Tullow sinks Sh180b in Turkana oil: Audit


Tullow Oil spent Sh180 billion in exploration works during its early years at the Turkana oil blocks, according to an audit by the Ministry of Petroleum and Mining.

This will be part of the money the firm will recover after it starts commercially producing and exporting Kenyan oil.

The Government last year contracted audit firm Swale House Partners to undertake a Petroleum Cost Recovery Audit, which entailed looking at the reports submitted by Tullow to independently verify the firm’s expenditure.

It was also supposed to determine whether the expenses incurred by the oil company were eligible for recovery from the oil profits once it starts exporting the Turkana crude, which is expected in 2022.

Petroleum Principal Secretary Andrew Kamau said the auditors found that the company had spent $1.8 million (Sh180 billion) over the six years to 2016 while exploring for oil in blocks 10BB and 13T.

Tullow has in different reports said it has spent between Sh150 billion and Sh200 billion on the Lokichar blocks.

“We have audited what the company said they had spent to see if it’s correct,” said Mr Kamau.
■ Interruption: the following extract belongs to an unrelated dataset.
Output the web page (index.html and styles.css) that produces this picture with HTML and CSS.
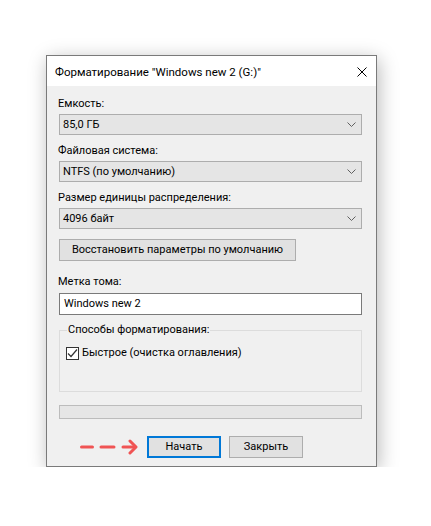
FILE: index.html
```
<!DOCTYPE html>
<html lang="ru">

<head>
    <meta charset="UTF-8">
    <meta name="viewport" content="width=device-width, initial-scale=1.0">
    <title>Форматирование</title>

    <link rel="stylesheet" href="styles.css">
</head>

<body>

    <div class='dialog'>
        <div class='titlebar'>
            <span class='title'>Форматирование "Windows new 2 (G:)"</span>
            <svg class='close' width="10" height="10" viewBox="0 0 10 10">
                <path d="M0.5 0.5 L9.5 9.5 M9.5 0.5 L0.5 9.5" stroke="#000" stroke-width="1" fill="none" />
            </svg>
        </div>

        <div class='content'>
            <div class='label first'>Емкость:</div>
            <div class='combo'>
                <span>85,0 ГБ</span>
                <svg class='chevron' width="9" height="5" viewBox="0 0 9 5">
                    <path d="M0.5 0.5 L4.5 4.5 L8.5 0.5" stroke="#606060" stroke-width="1" fill="none" />
                </svg>
            </div>

            <div class='label'>Файловая система:</div>
            <div class='combo'>
                <span>NTFS (по умолчанию)</span>
                <svg class='chevron' width="9" height="5" viewBox="0 0 9 5">
                    <path d="M0.5 0.5 L4.5 4.5 L8.5 0.5" stroke="#606060" stroke-width="1" fill="none" />
                </svg>
            </div>

            <div class='label'>Размер единицы распределения:</div>
            <div class='combo'>
                <span>4096 байт</span>
                <svg class='chevron' width="9" height="5" viewBox="0 0 9 5">
                    <path d="M0.5 0.5 L4.5 4.5 L8.5 0.5" stroke="#606060" stroke-width="1" fill="none" />
                </svg>
            </div>

            <button class='btn restore'>Восстановить параметры по умолчанию</button>

            <div class='label volume'>Метка тома:</div>
            <div class='textbox'>Windows new 2</div>

            <fieldset class='group'>
                <legend>Способы форматирования:</legend>
                <label class='check'>
                    <span class='box'>
                        <svg width="11" height="11" viewBox="0 0 11 11">
                            <path d="M1 5.5 L4 8.5 L10 1.5" stroke="#333" stroke-width="1.2" fill="none" />
                        </svg>
                    </span>
                    Быстрое (очистка оглавления)
                </label>
            </fieldset>

            <div class='progress'></div>

            <div class='actions'>
                <svg class='pointer' width="58" height="16" viewBox="0 0 58 16">
                    <g stroke="#f05454" stroke-width="3" fill="none" stroke-linecap="round">
                        <path d="M1.5 8 H12.5" />
                        <path d="M21 8 H34" />
                        <path d="M43 8 H55" />
                        <path d="M50 2 L56 8 L50 14" stroke-linejoin="round" />
                    </g>
                </svg>
                <button class='btn primary'>Начать</button>
                <button class='btn'>Закрыть</button>
            </div>
        </div>
    </div>

</body>

</html>
```

FILE: styles.css
```
* {
    padding: 0;
    margin: 0;
    box-sizing: border-box;
}

html,
body {
    background: #fff;
}

body {
    font-family: Roboto, "Liberation Sans", sans-serif;
    font-size: 11px;
    color: #000;
    padding: 55px 0 0 46px;
}

.dialog {
    width: 331px;
    height: 412px;
    border: 1px solid #7a7a7a;
    background: #f0f0f0;
    box-shadow: 2px 4px 18px rgba(0, 0, 0, .28);
}

.titlebar {
    height: 30px;
    background: #fff;
    display: flex;
    align-items: center;
    justify-content: space-between;
    padding: 0 9px 0 8px;
}

.title {
    font-size: 11.5px;
    line-height: 16px;
    padding-top: 2px;
    white-space: nowrap;
}

.close {
    display: block;
    margin-top: 2px;
}

.content {
    padding: 10px 14px 0 11px;
    display: flex;
    flex-direction: column;
}

.label {
    line-height: 16px;
    margin-top: 8px;
}

.label.first {
    margin-top: 0;
}

.label.volume {
    margin-top: 13px;
}

.combo {
    margin-top: 2px;
    margin-left: 1px;
    height: 21px;
    border: 1px solid #adadad;
    background: #e5e5e5;
    display: flex;
    align-items: center;
    justify-content: space-between;
    padding: 0 5px 0 3px;
    line-height: 16px;
}

.chevron {
    display: block;
}

.btn {
    font-family: inherit;
    font-size: 11px;
    color: #000;
    height: 22px;
    border: 1px solid #adadad;
    background: #e1e1e1;
    line-height: 16px;
    white-space: nowrap;
}

.restore {
    margin-top: 10px;
    margin-left: 1px;
    width: 237px;
    align-self: flex-start;
}

.textbox {
    margin-top: 3px;
    margin-left: 1px;
    height: 22px;
    border: 1px solid #7a7a7a;
    background: #fff;
    padding: 0 4px;
    line-height: 19px;
}

.group {
    margin-top: 7px;
    margin-left: 1px;
    height: 70px;
    border: 1px solid #dcdcdc;
    padding: 0 6px;
}

.group legend {
    margin-left: 1px;
    padding: 0 1px;
    line-height: 16px;
}

.check {
    display: flex;
    align-items: center;
    gap: 3px;
    margin-top: 7px;
    line-height: 16px;
}

.box {
    width: 13px;
    height: 13px;
    border: 1px solid #333;
    background: #fff;
    display: flex;
    align-items: center;
    justify-content: center;
}

.box svg {
    display: block;
}

.progress {
    margin-top: 13px;
    margin-left: 1px;
    height: 14px;
    border: 1px solid #bcbcbc;
    background: #e6e6e6;
}

.actions {
    margin-top: 17px;
    display: flex;
    align-items: center;
    padding-left: 22px;
}

.pointer {
    display: block;
    margin-right: 9px;
}

.actions .btn {
    width: 74px;
    margin-right: 8px;
}

.actions .primary {
    border: 2px solid #0078d7;
}
```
The ministry is now in the process of hiring a legal firm to finalise the report.

“The law firm will guide us because we have some queries and might also want more information about the audit report,” said the PS.

The cost that Tullow has incurred is likely to go up sharply with the oil project now heading to the commercial production phase.

Among major areas of spending include the 900km pipeline that will transport crude oil from the oil fields to Lamu Port, which has been projected to cost about Sh100 billion.

In an update last month, the company said it planned to invest $70 million (Sh7 billion) in the course of 2019 in “pre-development expenditure”.

Wood Group, a UK firm, is currently undertaking the Front End Engineering Design for the pipeline, which will inform what it will look like as well as give a better projection of the cost.